Est-il possible de renoncer à ses jours de congés afin d’augmenter sa rémunération ? De nombreux salariés et employeurs s’interrogent sur les règles prévues par la loi permettant l’éventuelle transformation des congés en primes ? Alix Frileux, avocate chez Versants Avocats, spécialiste en droit du travail, répond à nos questions et nous dévoile le cadre prévu par la loi pour monétiser ses congés.
En France, les congés payés sont non seulement un droit pour le salarié, mais également une obligation pour l’employeur. Destinés à permettre au salarié de se reposer de son travail, ces congés payés entraînent l’interdiction pour le salarié de travailler pour son employeur ou une autre entreprise. Comme le rappelle Alix Frileux, il appartient à l’employeur de prendre toutes les mesures pour permettre au salarié de prendre ses congés. Il doit faire en sorte que tous les salariés puissent bénéficier de leur congé annuel. A défaut, l’employeur est susceptible d’engager sa responsabilité civile et encourt des sanctions pénales (C. trav., art. R. 3143-1).

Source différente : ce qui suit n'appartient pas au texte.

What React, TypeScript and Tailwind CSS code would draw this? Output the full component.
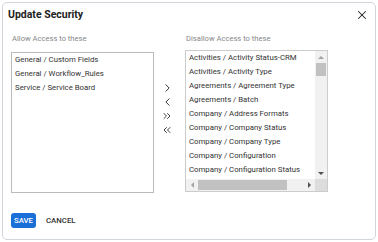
import { X, ChevronRight, ChevronLeft, ChevronsRight, ChevronsLeft } from 'lucide-react'

const allowed = ['General / Custom Fields', 'General / Workflow_Rules', 'Service / Service Board']

const disallowed = [
  'Activities / Activity Status-CRM',
  'Activities / Activity Type',
  'Agreements / Agreement Type',
  'Agreements / Batch',
  'Company / Address Formats',
  'Company / Company Status',
  'Company / Company Type',
  'Company / Configuration',
  'Company / Configuration Status',
]

export default function App() {
  return (
    <div className="w-[378px] h-[242px] bg-white p-[2px] font-['Roboto',sans-serif]">
      <div className="h-[238px] w-[374px] rounded-[5px] border border-gray-300 bg-white relative">
        <div className="flex items-center justify-between pl-[5px] pr-[6px] pt-[4px]">
          <span className="text-[10.5px] font-bold text-[#222] leading-[16px]">Update Security</span>
          <X size={14} strokeWidth={1.8} className="text-[#222]" />
        </div>

        <div className="flex mt-[10px] pl-[8px]">
          <div className="flex flex-col">
            <span className="text-[7.6px] text-[#888] leading-[12px] pl-[1px]">Allow Access to these</span>
            <div className="mt-[7px] w-[143px] h-[141px] border border-[#bbb]">
              {allowed.map((a) => (
                <div key={a} className="text-[7.8px] text-[#333] leading-[14px] pl-[3px] whitespace-nowrap">{a}</div>
              ))}
            </div>
          </div>

          <div className="w-[31px] flex flex-col items-center pt-[48px] pr-[5px] text-[#111]">
            <ChevronRight size={13} strokeWidth={1.6} className="h-[14px]" />
            <ChevronLeft size={13} strokeWidth={1.6} className="h-[14px]" />
            <ChevronsRight size={12} strokeWidth={1.6} className="h-[14px]" />
            <ChevronsLeft size={12} strokeWidth={1.6} className="h-[14px]" />
          </div>

          <div className="flex flex-col">
            <span className="text-[7.6px] text-[#888] leading-[12px] pl-[1px]">Disallow Access to these</span>
            <div className="mt-[5px] w-[143px] h-[142px] border border-[#ccc] flex flex-col">
              <div className="flex flex-1 min-h-0">
                <div className="flex-1 overflow-hidden">
                  {disallowed.map((a) => (
                    <div key={a} className="text-[7.8px] text-[#333] leading-[14px] pl-[3px] whitespace-nowrap">{a}</div>
                  ))}
                </div>
                <div className="w-[12px] bg-[#f1f1f1] flex flex-col items-center">
                  <div className="h-[12px] flex items-center justify-center">
                    <div className="w-0 h-0 border-l-[3px] border-r-[3px] border-b-[3px] border-l-transparent border-r-transparent border-b-[#a3a3a3]" />
                  </div>
                  <div className="w-[10px] h-[13px] bg-[#c1c1c1]" />
                  <div className="flex-1" />
                  <div className="h-[12px] flex items-center justify-center">
                    <div className="w-0 h-0 border-l-[3px] border-r-[3px] border-t-[3px] border-l-transparent border-r-transparent border-t-[#505050]" />
                  </div>
                </div>
              </div>
              <div className="h-[12px] flex bg-[#f1f1f1]">
                <div className="flex-1 flex items-center">
                  <div className="w-[12px] flex items-center justify-center">
                    <div className="w-0 h-0 border-t-[3px] border-b-[3px] border-r-[3px] border-t-transparent border-b-transparent border-r-[#a3a3a3]" />
                  </div>
                  <div className="w-[89px] h-[10px] bg-[#c1c1c1]" />
                  <div className="flex-1" />
                  <div className="w-[12px] flex items-center justify-center">
                    <div className="w-0 h-0 border-t-[3px] border-b-[3px] border-l-[3px] border-t-transparent border-b-transparent border-l-[#505050]" />
                  </div>
                </div>
                <div className="w-[12px] bg-[#dcdcdc]" />
              </div>
            </div>
          </div>
        </div>

        <div className="flex items-center gap-[10px] pl-[8px] mt-[20px]">
          <button className="h-[15px] px-[3px] rounded-[3px] bg-[#1a6fd8] text-white text-[7.8px] font-medium leading-[15px]">SAVE</button>
          <button className="text-[7.8px] font-medium text-[#333] leading-[15px]">CANCEL</button>
        </div>
      </div>
    </div>
  )
}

Dans les faits, tout salarié bénéficie de 2,5 jours ouvrables de congés payés par mois de travail, soit 30 jours ouvrables pour une année de travail complète (du 1er juin de l’année précédente au 31 mai de l’année en cours) (C. trav., art. L. 3141-3). Comme le souligne l’avocate, par principe, la durée des congés pouvant être pris en une seule fois ne peut excéder 24 jours ouvrables (4 semaines). De ce fait, la 5e semaine de congés payés doit être prise séparément ou capitalisée sur un compte épargne-temps. Néanmoins, de nombreux employeurs et salariés s’interrogent sur la possibilité de monétiser ces congés non pris afin de les transformer en primes.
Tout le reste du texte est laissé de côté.